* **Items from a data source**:
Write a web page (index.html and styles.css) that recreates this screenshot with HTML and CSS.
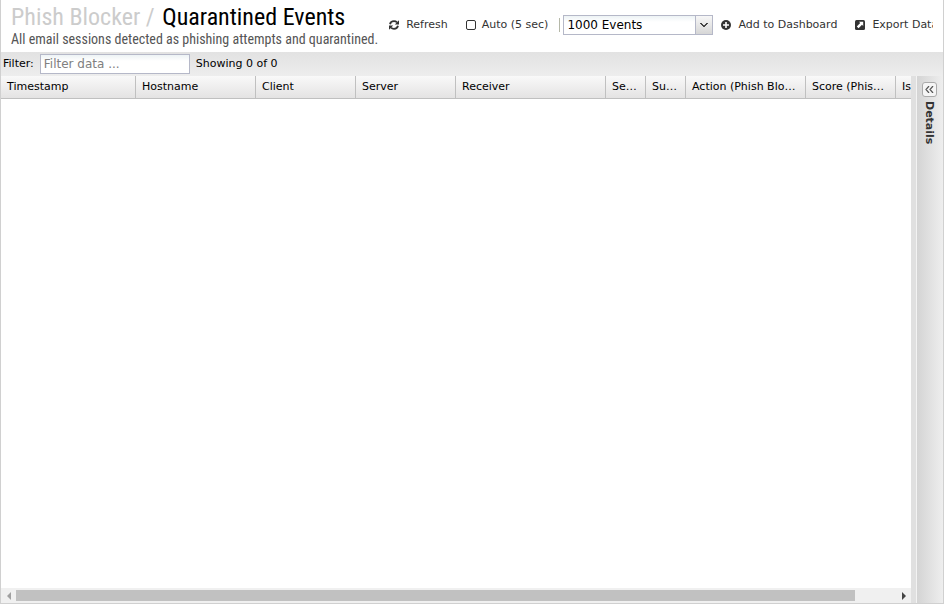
FILE: index.html
```html
<!DOCTYPE html>
<html lang="en">
<head>
<meta charset="utf-8">
<title>Quarantined Events</title>
<link rel="stylesheet" href="styles.css">
</head>
<body>
<div class="panel">
  <header class="header">
    <div class="heading">
      <h1 class="title"><span class="crumb">Phish Blocker /</span> Quarantined Events</h1>
      <p class="subtitle">All email sessions detected as phishing attempts and quarantined.</p>
    </div>
    <div class="tools">
      <button class="tool refresh" type="button">
        <svg class="icon" viewBox="0 0 10 10"><path d="M1 4.200C1.400 2.400 3.100 1.200 5 1.200c1.200 0 2.200.4 3 1.200M9 5.800C8.600 7.600 6.900 8.800 5 8.800c-1.200 0-2.200-.4-3-1.200" fill="none" stroke="currentColor" stroke-width="1.800"/><path d="M10 .2v4.200H5.800zM0 9.800V5.600h4.200z" fill="currentColor"/></svg>
        Refresh</button>
      <label class="tool auto"><input class="check" type="checkbox"> Auto (5 sec)</label>
      <span class="divider"></span>
      <span class="combo">
        <select class="select" aria-label="Event limit"><option>1000 Events</option></select>
        <span class="trigger"><svg class="chevron" viewBox="0 0 10 6"><path d="M1 1h2v1h1v1h2V2h1V1h2v1H8v1H7v1H6v1H4V4H3V3H2V2H1z" fill="#444"/></svg></span>
      </span>
      <button class="tool add" type="button">
        <svg class="icon" viewBox="0 0 10 10"><circle cx="5" cy="5" r="5" fill="currentColor"/><path d="M5 2v6M2 5h6" stroke="#fff" stroke-width="1.600"/></svg>
        Add to Dashboard</button>
      <button class="tool export" type="button">
        <svg class="icon" viewBox="0 0 10 10"><rect width="10" height="10" rx="1.500" fill="currentColor"/><path d="M4 1.800h4.200V6L7 4.800 3.600 8.200 1.800 6.400 5.200 3z" fill="#fff"/></svg>
        Export Data</button>
    </div>
  </header>
  <div class="filterbar">
    <label class="filter-label" for="filter">Filter:</label>
    <input class="filter" id="filter" type="text" placeholder="Filter data ...">
    <span class="showing">Showing 0 of 0</span>
  </div>
  <div class="body">
    <main class="grid">
      <div class="viewport">
        <table class="table">
          <colgroup><col class="c135"><col class="c120"><col class="c100"><col class="c100"><col class="c150"><col class="c40"><col class="c40"><col class="c120"><col class="c90"><col class="c60"></colgroup>
          <thead><tr><th>Timestamp</th><th>Hostname</th><th>Client</th><th>Server</th><th>Receiver</th><th>Sender</th><th>Subject</th><th>Action (Phish Blocker)</th><th>Score (Phish Blocker)</th><th>Is Spam</th></tr></thead>
          <tbody></tbody>
        </table>
      </div>
      <div class="scrollbar">
        <span class="arrow left"></span>
        <span class="track"><span class="thumb"></span></span>
        <span class="arrow right"></span>
      </div>
    </main>
    <div class="splitter"></div>
    <aside class="details">
      <button class="expand" type="button" aria-label="Expand details"><svg class="double" viewBox="0 0 9 7"><path d="M4 0L1 3.500 4 7M8 0L5 3.500 8 7" fill="none" stroke="#555" stroke-width="1.200"/></svg></button>
      <span class="details-title">Details</span>
    </aside>
  </div>
</div>
</body>
</html>
```
FILE: styles.css
```css
* {
  box-sizing: border-box;
}

body {
  margin: 0;
  font: 11px/16px "DejaVu Sans", sans-serif;
  color: #000;
  background: #fff;
}

button,
input,
select {
  font: inherit;
  color: inherit;
}

.panel {
  display: flex;
  flex-direction: column;
  height: 100vh;
  border: solid #d0d0d0;
  border-width: 0 1px 1px;
}

.header {
  display: flex;
  height: 52px;
  padding: 0 10px;
  overflow: hidden;
}

.heading {
  flex: none;
  white-space: nowrap;
  font-family: "Roboto Condensed", "Liberation Sans Narrow", sans-serif;
}

.title {
  margin: 0;
  padding-top: 3px;
  font-size: 24px;
  font-weight: 400;
  line-height: 28px;
}

.crumb {
  margin-right: 2px;
  color: #ccc;
}

.subtitle {
  margin: 0;
  font-size: 14px;
  line-height: 16px;
  color: #555;
}

.tools {
  display: flex;
  flex: 1;
  align-items: center;
  min-width: 0;
  height: 50px;
  padding-left: 11px;
  overflow: hidden;
  white-space: nowrap;
  color: #333;
}

.tool {
  display: flex;
  flex: none;
  align-items: center;
  gap: 7px;
  padding: 0;
  border: 0;
  background: none;
}

.icon {
  width: 10px;
  height: 10px;
}

.auto {
  gap: 6px;
  margin-left: 18px;
}

.check {
  width: 10px;
  height: 10px;
  margin: 0;
  appearance: none;
  border: 1px solid #333;
  border-radius: 2px;
}

.divider {
  flex: none;
  width: 1px;
  height: 14px;
  margin: 0 3px 0 11px;
  background: #b5b8a8;
}

.combo {
  display: flex;
  flex: none;
  width: 150px;
  height: 20px;
  border: 1px solid #b5b8c8;
  color: #000;
}

.select {
  flex: 1;
  min-width: 0;
  padding: 0 3px;
  appearance: none;
  border: 0;
  border-radius: 0;
  font-size: 12px;
  background: linear-gradient(#edf3f5, #fff 6px);
}

.trigger {
  display: flex;
  align-items: center;
  justify-content: center;
  width: 17px;
  border-left: 1px solid #b5b8c8;
  background: linear-gradient(#f7f7f7, #d6d6d6);
}

.chevron {
  width: 10px;
  height: 6px;
}

.add {
  margin-left: 8px;
}

.export {
  margin-left: 18px;
}

.filterbar {
  display: flex;
  flex: none;
  align-items: center;
  height: 24px;
  padding-left: 2px;
  background: linear-gradient(#e2e2e2, #ededed);
}

.filter {
  width: 150px;
  height: 20px;
  margin: 0 6px;
  padding: 0 3px;
  border: 1px solid #b5b8c8;
  border-radius: 0;
  font-size: 12px;
  background: linear-gradient(#edf3f5, #fff 6px);
}

.filter::placeholder {
  color: #808080;
}

.body {
  display: flex;
  flex: 1;
  min-height: 0;
}

.grid {
  display: flex;
  flex: 1;
  flex-direction: column;
  min-width: 0;
}

.viewport {
  flex: 1;
  overflow: hidden;
}

.table {
  width: 955px;
  table-layout: fixed;
  border-collapse: separate;
  border-spacing: 0;
}

.table th {
  height: 23px;
  padding: 0 6px;
  overflow: hidden;
  border: solid #c0c0c0;
  border-width: 0 1px 1px 0;
  font-weight: 400;
  text-align: left;
  text-overflow: ellipsis;
  white-space: nowrap;
  background: linear-gradient(#f9f9f9, #e4e3e3);
}

.c135 { width: 135px; }
.c120 { width: 120px; }
.c100 { width: 100px; }
.c150 { width: 150px; }
.c40 { width: 40px; }
.c90 { width: 90px; }
.c60 { width: 60px; }

.scrollbar {
  display: flex;
  align-items: center;
  height: 15px;
  background: #f0f0f0;
}

.arrow {
  display: flex;
  justify-content: center;
  width: 15px;
}

.arrow::before {
  content: "";
  border: solid transparent;
  border-width: 4px 0;
}

.left::before {
  border-right: 4px solid #a0a0a0;
}

.right::before {
  border-left: 4px solid #444;
}

.track {
  flex: 1;
}

.thumb {
  display: block;
  width: 95.3%;
  height: 11px;
  background: #c1c1c1;
}

.splitter {
  width: 5px;
  background: #e0e0e0;
}

.details {
  display: flex;
  flex-direction: column;
  align-items: center;
  gap: 4px;
  width: 27px;
  padding: 6px 2px 0 0;
  border-left: 1px solid #f3f3f3;
  background: linear-gradient(90deg, #d4d4d4, #eee);
}

.expand {
  display: flex;
  align-items: center;
  justify-content: center;
  width: 15px;
  height: 15px;
  padding: 0;
  border: 1px solid #aaa;
  border-radius: 3px;
  background: #f5f5f5;
}

.double {
  width: 9px;
  height: 7px;
}

.details-title {
  writing-mode: vertical-rl;
  font-weight: 700;
  color: #333;
}
```
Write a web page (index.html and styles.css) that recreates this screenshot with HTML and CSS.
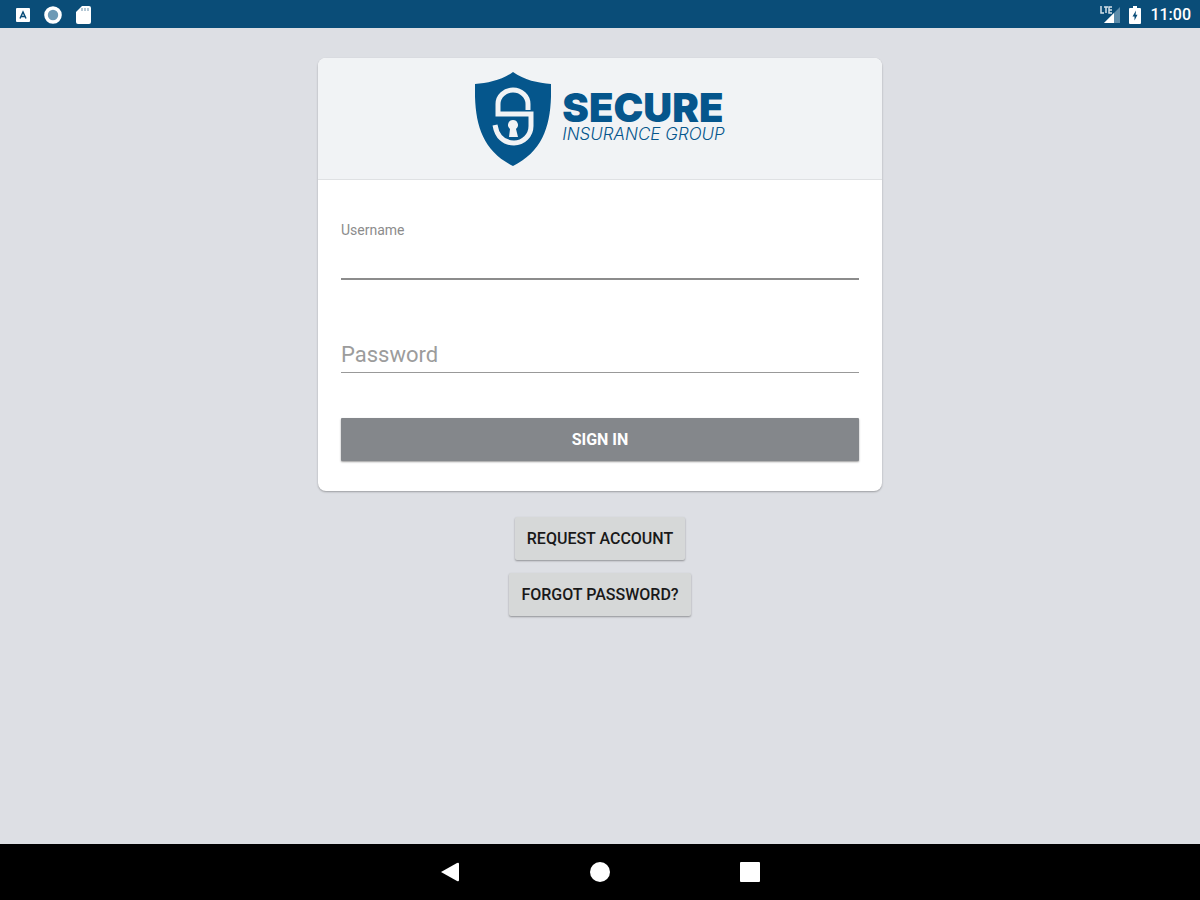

* **OBJECTIVE**:
Looking at the entries above, state how many lines contain "styles"; give the number alone.

* **RESPONSE**:
4